What a good instruction should cover
A well-commissioned survey instruction does not need to be lengthy, but it should remove uncertainty. In practice, a strong brief will confirm the site extent, purpose of the survey, required detail, preferred outputs, access arrangements, programme expectations and any known constraints.
It should also give the surveyor enough context to challenge gaps in the brief. That is often where value is added. Experienced survey teams will identify where extra coverage, different control requirements or complementary survey services may prevent issues later.
This is particularly relevant on sites where the project team is still refining the design. If there is uncertainty around boundaries, levels, adjoining infrastructure or access interfaces, say so. It is better to discuss those issues before mobilisation than after a design team has started working from incomplete information.

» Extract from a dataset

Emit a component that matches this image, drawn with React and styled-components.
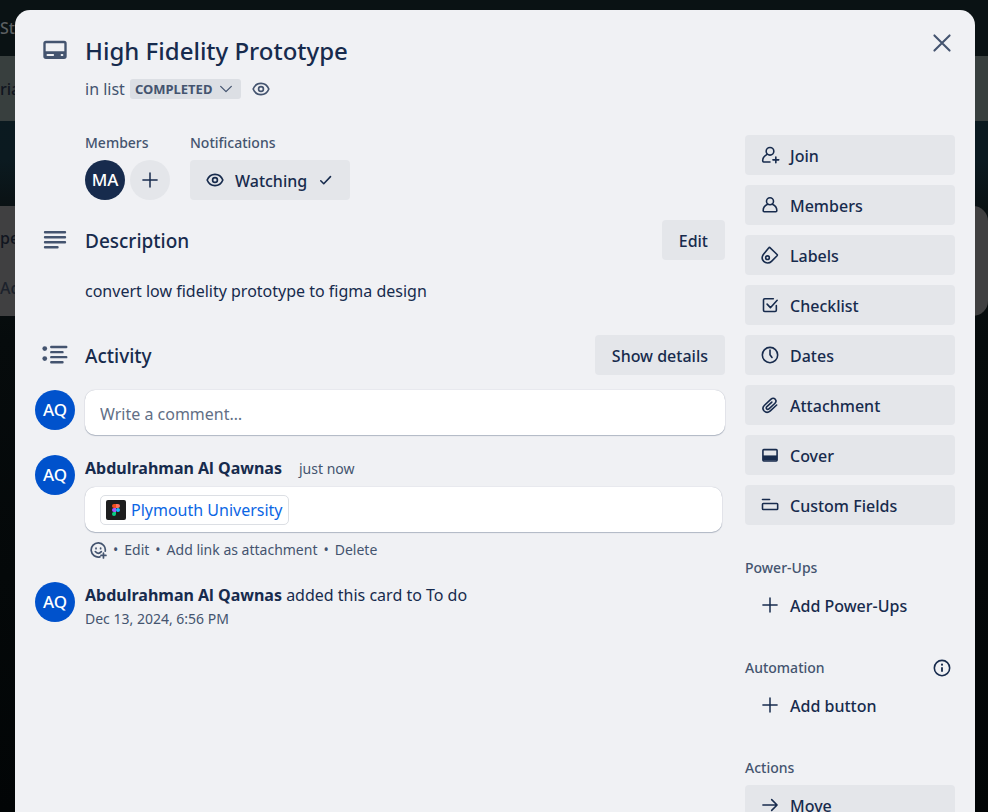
import React from "react";
import styled, { createGlobalStyle, css } from "styled-components";

const Global = createGlobalStyle`
  * { box-sizing: border-box; }
  body {
    margin: 0;
    background: #04090b;
    color: #172b4d;
    font-family: "Noto Sans", "Open Sans", sans-serif;
    font-size: 16px;
    line-height: 24px;
  }
  button, input, textarea { font: inherit; color: inherit; }
  h1, h2, h3, p { margin: 0; }
`;

/* ---------- board behind the dialog ---------- */

const Board = styled.div`
  height: 100vh;
  overflow: hidden;
  display: flex;
  flex-direction: column;
  background: linear-gradient(#0a1a20 0, #0b1a20 160px, #0a1113 210px, #060b0c 340px, #020506 100%);
  color: #10151f;
  font-weight: 500;
`;

const BoardNav = styled.div`
  height: 56px;
  display: flex;
  align-items: center;
  flex-shrink: 0;
  background: #0a1214;
  color: #5b5f61;
`;

const BoardHeader = styled.div`
  height: 65px;
  display: flex;
  align-items: center;
  flex-shrink: 0;
  background: #383f3e;
`;

const Lists = styled.div`
  display: flex;
  margin-top: 85px;
`;

const List = styled.div`
  flex: 1;
  height: 110px;
  display: flex;
  flex-direction: column;
  gap: 26px;
  padding-top: 20px;
  border-radius: 0 15px 15px 0;
  background: #404041;
`;

const ListAdd = styled.span`
  color: #1c222c;
`;

/* ---------- dialog ---------- */

const Backdrop = styled.div`
  position: fixed;
  inset: 0;
  overflow-y: auto;
  scrollbar-width: none;
  padding: 10px 13px 60px 15px;
`;

const Dialog = styled.section`
  max-width: 960px;
  margin: 0 auto;
  padding: 20px;
  border-radius: 15px;
  background: #f0f1f4;
`;

const Header = styled.header`
  display: grid;
  grid-template-columns: 50px 1fr auto;
`;

const IconCell = styled.div`
  width: 40px;
  height: 40px;
  display: flex;
  align-items: center;
  justify-content: center;
  color: #44546f;
`;

const Title = styled.h1`
  font-size: 24px;
  line-height: 30px;
  font-weight: 500;
  padding: 6px 0;
`;

const ListLine = styled.div`
  display: flex;
  align-items: center;
  height: 30px;
  margin-top: 2px;
  gap: 5px;
  color: #44546f;
`;

const ListButton = styled.button`
  display: flex;
  align-items: center;
  gap: 6px;
  height: 20px;
  padding: 0 7px 0 5px;
  border: 0;
  border-radius: 3px;
  background: #dcdfe4;
  color: #44546f;
  font-size: 13px;
  line-height: 20px;
  font-weight: 700;
`;

const IconButton = styled.button`
  display: flex;
  align-items: center;
  justify-content: center;
  width: ${(p) => p.$size}px;
  height: ${(p) => p.$size}px;
  padding: 0;
  border: 0;
  border-radius: 50%;
  background: ${(p) => (p.$filled ? "#e4e6ea" : "transparent")};
  color: ${(p) => (p.$dark ? "#172b4d" : "#44546f")};
`;

const Columns = styled.div`
  display: grid;
  grid-template-columns: minmax(0, 1fr) 210px;
  gap: 20px;
  padding-top: 31px;
`;

const Main = styled.div`
  display: flex;
  flex-direction: column;
`;

const Details = styled.div`
  display: flex;
  gap: 20px;
  padding-left: 50px;
  margin-bottom: 20px;
`;

const Label = styled.h3`
  font-size: 14px;
  line-height: 16px;
  font-weight: 500;
  color: #44546f;
`;

const DetailGroup = styled.div`
  display: flex;
  flex-direction: column;
  gap: 9px;
`;

const Inline = styled.div`
  display: flex;
  gap: 5px;
`;

const Avatar = styled.span`
  display: flex;
  align-items: center;
  justify-content: center;
  width: 40px;
  height: 40px;
  flex-shrink: 0;
  border-radius: 50%;
  background: ${(p) => (p.$navy ? "#172b4d" : "#0052cc")};
  color: #fff;
  font-size: 17px;
  font-weight: 500;
`;

const buttonBase = css`
  display: flex;
  align-items: center;
  gap: 10px;
  height: 40px;
  padding: 2px 15px 0;
  border: 0;
  border-radius: 4px;
  background: #e4e6ea;
  color: #172b4d;
  font-weight: 500;
  white-space: nowrap;
  svg { margin-bottom: 3px; }
`;

const Button = styled.button`
  ${buttonBase}
  ${(p) => p.$wide && "padding: 2px 17px 0;"}
`;

const SideButton = styled.button`
  ${buttonBase}
  width: 100%;
  ${(p) => p.$plain && "background: transparent;"}
`;

const Section = styled.section`
  display: grid;
  grid-template-columns: 50px minmax(0, 1fr);
`;

const SectionHead = styled.div`
  display: flex;
  align-items: center;
  justify-content: space-between;
  min-height: 40px;
`;

const SectionTitle = styled.h2`
  font-size: 19px;
  line-height: 26px;
  font-weight: 500;
  padding-top: 2px;
`;

const Description = styled.p`
  grid-column: 2;
  padding: 19px 0 32px;
`;

const Entry = styled.div`
  display: grid;
  grid-template-columns: 50px minmax(0, 1fr);
  margin-top: ${(p) => p.$top}px;
`;

const CommentInput = styled.input`
  width: 100%;
  height: 45px;
  padding: 2px 15px 0;
  border: 0;
  border-radius: 10px;
  background: #fff;
  box-shadow: 0 1px 1px #091e4240, 0 0 1px #091e424f;
  &::placeholder { color: #626f86; opacity: 1; }
`;

const Byline = styled.p`
  line-height: 27px;
`;

const Name = styled.strong`
  font-weight: 700;
`;

const Time = styled.a`
  display: ${(p) => (p.$block ? "block" : "inline")};
  margin-left: ${(p) => (p.$block ? 0 : 17)}px;
  font-size: 14px;
  line-height: 20px;
  color: #44546f;
  text-decoration: none;
`;

const CommentBox = styled.div`
  display: flex;
  align-items: center;
  height: 45px;
  margin: 5px 3px 0 0;
  padding: 0 15px;
  border-radius: 10px;
  background: #fff;
  box-shadow: 0 1px 1px #091e4240, 0 0 1px #091e424f;
`;

const SmartLink = styled.a`
  display: flex;
  align-items: center;
  gap: 5px;
  height: 30px;
  padding: 0 5px;
  border: 1px solid #dcdfe4;
  border-radius: 5px;
  color: #0c66e4;
  text-decoration: none;
`;

const Actions = styled.div`
  display: flex;
  align-items: center;
  gap: 6px;
  height: 20px;
  margin-top: 8px;
  padding-left: 5px;
  font-size: 14px;
  line-height: 20px;
  color: #44546f;
`;

const TextButton = styled.button`
  display: flex;
  padding: 0;
  border: 0;
  background: none;
  color: #44546f;
  white-space: nowrap;
`;

const Sidebar = styled.aside`
  display: flex;
  flex-direction: column;
  gap: 33px;
`;

const SideGroup = styled.div`
  display: flex;
  flex-direction: column;
  gap: ${(p) => p.$gap}px;
`;

const SideHead = styled.div`
  display: flex;
  align-items: center;
  justify-content: space-between;
  height: 20px;
`;

/* ---------- icons ---------- */

const Svg = ({ size = 20, width = 1.9, children }) => (
  <svg width={size} height={size} viewBox="0 0 24 24" fill="none" stroke="currentColor"
    strokeWidth={width} strokeLinecap="round" strokeLinejoin="round" aria-hidden="true">
    {children}
  </svg>
);

const CardIcon = () => (
  <Svg size={30}>
    <rect x="3.6" y="5.6" width="16.8" height="12.6" rx="1.2" />
    <path d="M4 13h16v5H4z" fill="currentColor" stroke="none" />
    <path d="M6 16h4.5M17.3 16h.6" stroke="#f0f1f4" strokeWidth="1.6" />
  </Svg>
);
const LinesIcon = () => (
  <Svg size={30} width={1.9}><path d="M4 5.8h16M4 9.8h16M4 13.8h16M4 17.8h10" /></Svg>
);
const ActivityIcon = () => (
  <Svg size={30} width={1.9}>
    <path d="M9 5.6h12M9 9.7h9M9 13.7h12M9 17.8h9" />
    <circle cx="3.8" cy="6.8" r="1.9" fill="currentColor" stroke="none" />
    <circle cx="3.8" cy="14.8" r="1.9" fill="currentColor" stroke="none" />
  </Svg>
);
const EyeIcon = () => (
  <Svg width={2}>
    <path d="M2.6 12C4.2 8 7.6 5.2 12 5.2S19.8 8 21.4 12C19.8 16 16.4 18.8 12 18.8S4.2 16 2.6 12Z" />
    <circle cx="12" cy="12" r="2.9" />
  </Svg>
);
const CheckIcon = () => <Svg size={18} width={2.1}><path d="M5 13l4 4 9-9.500" /></Svg>;
const ChevronIcon = () => <Svg size={16} width={1.9}><path d="M4 8l8 8 8-8" /></Svg>;
const PlusIcon = () => <Svg width={1.8}><path d="M12 3.5v17M3.5 12h17" /></Svg>;
const CloseIcon = () => <Svg size={30}><path d="M5 5l14 14M19 5L5 19" /></Svg>;
const MembersIcon = () => (
  <Svg>
    <circle cx="12" cy="7.500" r="4.200" />
    <path d="M9.2 11C6.2 12.3 3.8 15.2 3.8 18.5Q3.8 20 5 20H19Q20.2 20 20.2 18.5C20.2 15.2 17.8 12.3 14.8 11" />
  </Svg>
);
const JoinIcon = () => (
  <Svg>
    <circle cx="12" cy="7.5" r="4.6" />
    <path d="M8.5 11.2C5.5 12.8 3.2 15.5 3.2 19Q3.2 20.3 4.5 20.3H12M19 14.3v7M15.5 17.8h7" />
  </Svg>
);
const LabelIcon = () => (
  <Svg>
    <path d="M11.600 2.900L20.5 11.4Q21.2 12.1 20.5 12.9L13.8 19.6C11.2 22.2 7 22.2 4.5 19.7C2.2 17.3 2.2 14 4 11.5L10.6 3.3Q11.1 2.6 11.6 2.9Z" />
    <circle cx="9" cy="15.2" r="2.2" />
  </Svg>
);
const ChecklistIcon = () => (
  <Svg>
    <path d="M16 4.4H5.7Q4.2 4.4 4.2 5.9V18.3Q4.2 19.8 5.7 19.8H18.1Q19.6 19.8 19.6 18.3V12.5M8.5 11l4 4.2L20.6 6.3" />
  </Svg>
);
const ClockIcon = () => (
  <Svg><circle cx="12" cy="12" r="9.2" /><path d="M12 6V11.8L14.4 15" /></Svg>
);
const ClipIcon = () => (
  <Svg>
    <path d="M20 12L12.4 19C9.8 21.3 6.9 21.1 5 19.2C3.1 17.2 3.1 14.5 5.4 12.3L12.9 5.3C14.8 3.6 16.9 3.7 18.2 5C19.6 6.5 19.5 8.5 17.7 10.2L10.7 16.6C9.7 17.5 8.6 17.4 8 16.7C7.2 15.9 7.3 14.8 8.3 13.9L14.2 8.5" />
  </Svg>
);
const CoverIcon = () => (
  <Svg>
    <rect x="3.5" y="5.5" width="17" height="13.6" rx="1" />
    <path d="M3.5 12.5h17v6h-17z" fill="currentColor" stroke="none" />
  </Svg>
);
const FieldsIcon = () => (
  <Svg><path d="M3 5.4h8.5" /><rect x="3" y="10.2" width="18.2" height="7.2" rx="1" /></Svg>
);
const InfoIcon = () => (
  <Svg>
    <circle cx="12" cy="12" r="9.2" />
    <path d="M12 11v5.5" strokeWidth="2.2" strokeLinecap="butt" />
    <circle cx="12" cy="8" r="1.3" fill="currentColor" stroke="none" />
  </Svg>
);
const ArrowIcon = () => <Svg><path d="M3.5 12h17M14 5.5l6.5 6.5-6.5 6.5" /></Svg>;
const EmojiIcon = () => (
  <Svg size={17} width={2.4}>
    <path d="M14 21A10 10 0 1 1 21.5 13M7.5 13.5Q11.500 18.5 16 13.5M19 15.5v7M15.5 19h7M8.5 8.5v1M15 8.5v1" />
  </Svg>
);
const FigmaIcon = () => (
  <svg width="20" height="20" viewBox="0 0 20 20" aria-hidden="true">
    <rect width="20" height="20" rx="2" fill="#1e1e1e" />
    <path d="M10 4H8a2 2 0 0 0 0 4h2z" fill="#f24e1e" />
    <path d="M10 4h2a2 2 0 0 1 0 4h-2z" fill="#ff7262" />
    <path d="M10 8H8a2 2 0 0 0 0 4h2z" fill="#a259ff" />
    <circle cx="12" cy="10" r="2" fill="#1abcfe" />
    <path d="M10 12H8a2 2 0 1 0 2 2z" fill="#0acf83" />
  </svg>
);

const CARD_ACTIONS = [
  ["Join", JoinIcon],
  ["Members", MembersIcon],
  ["Labels", LabelIcon],
  ["Checklist", ChecklistIcon],
  ["Dates", ClockIcon],
  ["Attachment", ClipIcon],
  ["Cover", CoverIcon],
  ["Custom Fields", FieldsIcon],
];

export default function App() {
  return (
    <>
      <Global />
      <Board>
        <BoardNav>Sta</BoardNav>
        <BoardHeader>ria</BoardHeader>
        <Lists>
          <List><span>pe</span><ListAdd>Add</ListAdd></List>
        </Lists>
      </Board>
      <Backdrop>
        <Dialog role="dialog" aria-labelledby="card-title">
          <Header>
            <IconCell><CardIcon /></IconCell>
            <div>
              <Title id="card-title">High Fidelity Prototype</Title>
              <ListLine>
                <span>in list</span>
                <ListButton>COMPLETED <ChevronIcon /></ListButton>
                <IconButton $size={30} aria-label="Watching this card"><EyeIcon /></IconButton>
              </ListLine>
            </div>
            <IconButton $size={26} aria-label="Close"><CloseIcon /></IconButton>
          </Header>
          <Columns>
            <Main>
              <Details>
                <DetailGroup>
                  <Label>Members</Label>
                  <Inline>
                    <Avatar $navy>MA</Avatar>
                    <IconButton $size={40} $filled $dark aria-label="Add member"><PlusIcon /></IconButton>
                  </Inline>
                </DetailGroup>
                <DetailGroup>
                  <Label>Notifications</Label>
                  <Button><EyeIcon />Watching<CheckIcon /></Button>
                </DetailGroup>
              </Details>
              <Section>
                <IconCell><LinesIcon /></IconCell>
                <SectionHead>
                  <SectionTitle>Description</SectionTitle>
                  <Button $wide>Edit</Button>
                </SectionHead>
                <Description>convert low fidelity prototype to figma design</Description>
              </Section>
              <Section>
                <IconCell><ActivityIcon /></IconCell>
                <SectionHead>
                  <SectionTitle>Activity</SectionTitle>
                  <Button $wide>Show details</Button>
                </SectionHead>
              </Section>
              <Entry $top={15}>
                <Avatar>AQ</Avatar>
                <CommentInput aria-label="Write a comment" placeholder="Write a comment…" />
              </Entry>
              <Entry $top={20}>
                <Avatar>AQ</Avatar>
                <div>
                  <Byline><Name>Abdulrahman Al Qawnas</Name><Time href="#comment">just now</Time></Byline>
                  <CommentBox>
                    <SmartLink href="#figma"><FigmaIcon />Plymouth University</SmartLink>
                  </CommentBox>
                  <Actions>
                    <TextButton aria-label="Add reaction"><EmojiIcon /></TextButton>
                    <span>•</span>
                    <TextButton>Edit</TextButton>
                    <span>•</span>
                    <TextButton>Add link as attachment</TextButton>
                    <span>•</span>
                    <TextButton>Delete</TextButton>
                  </Actions>
                </div>
              </Entry>
              <Entry $top={22}>
                <Avatar>AQ</Avatar>
                <div>
                  <Byline><Name>Abdulrahman Al Qawnas</Name> added this card to To do</Byline>
                  <Time $block href="#added">Dec 13, 2024, 6:56 PM</Time>
                </div>
              </Entry>
            </Main>
            <Sidebar>
              <SideGroup $gap={10}>
                {CARD_ACTIONS.map(([label, Icon]) => (
                  <SideButton key={label}><Icon />{label}</SideButton>
                ))}
              </SideGroup>
              <SideGroup $gap={7}>
                <SideHead><Label>Power-Ups</Label></SideHead>
                <SideButton $plain><PlusIcon />Add Power-Ups</SideButton>
              </SideGroup>
              <SideGroup $gap={7}>
                <SideHead>
                  <Label>Automation</Label>
                  <IconButton $size={26} $dark aria-label="About automation"><InfoIcon /></IconButton>
                </SideHead>
                <SideButton $plain><PlusIcon />Add button</SideButton>
              </SideGroup>
              <SideGroup $gap={7}>
                <SideHead><Label>Actions</Label></SideHead>
                <SideButton><ArrowIcon />Move</SideButton>
              </SideGroup>
            </Sidebar>
          </Columns>
        </Dialog>
      </Backdrop>
    </>
  );
}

Avoiding common commissioning mistakes
Most problems come back to assumptions. The client assumes the surveyor will know what the design team needs. The surveyor assumes the marked-up plan reflects the full area of interest. The consultant assumes the delivered file will include a particular coordinate system or level datum. None of these assumptions are safe.
Another common issue is waiting too long. If a topographic survey is treated as a late procurement item, design work may start using outdated mapping, partial dimensions or estimated levels. That can work for a few days, but not for long. Once layouts, thresholds, drainage runs or cut-and-fill decisions are involved, reliable measured data becomes essential.
Good commissioning is therefore less about paperwork and more about clarity. The better the brief, the more useful the survey. The more useful the survey, the fewer downstream corrections the project team has to absorb.
A topographic survey should give your team confidence in the site information they are designing and building from. If the instruction is handled carefully at the start, the survey becomes a working foundation for the project rather than another issue to resolve later.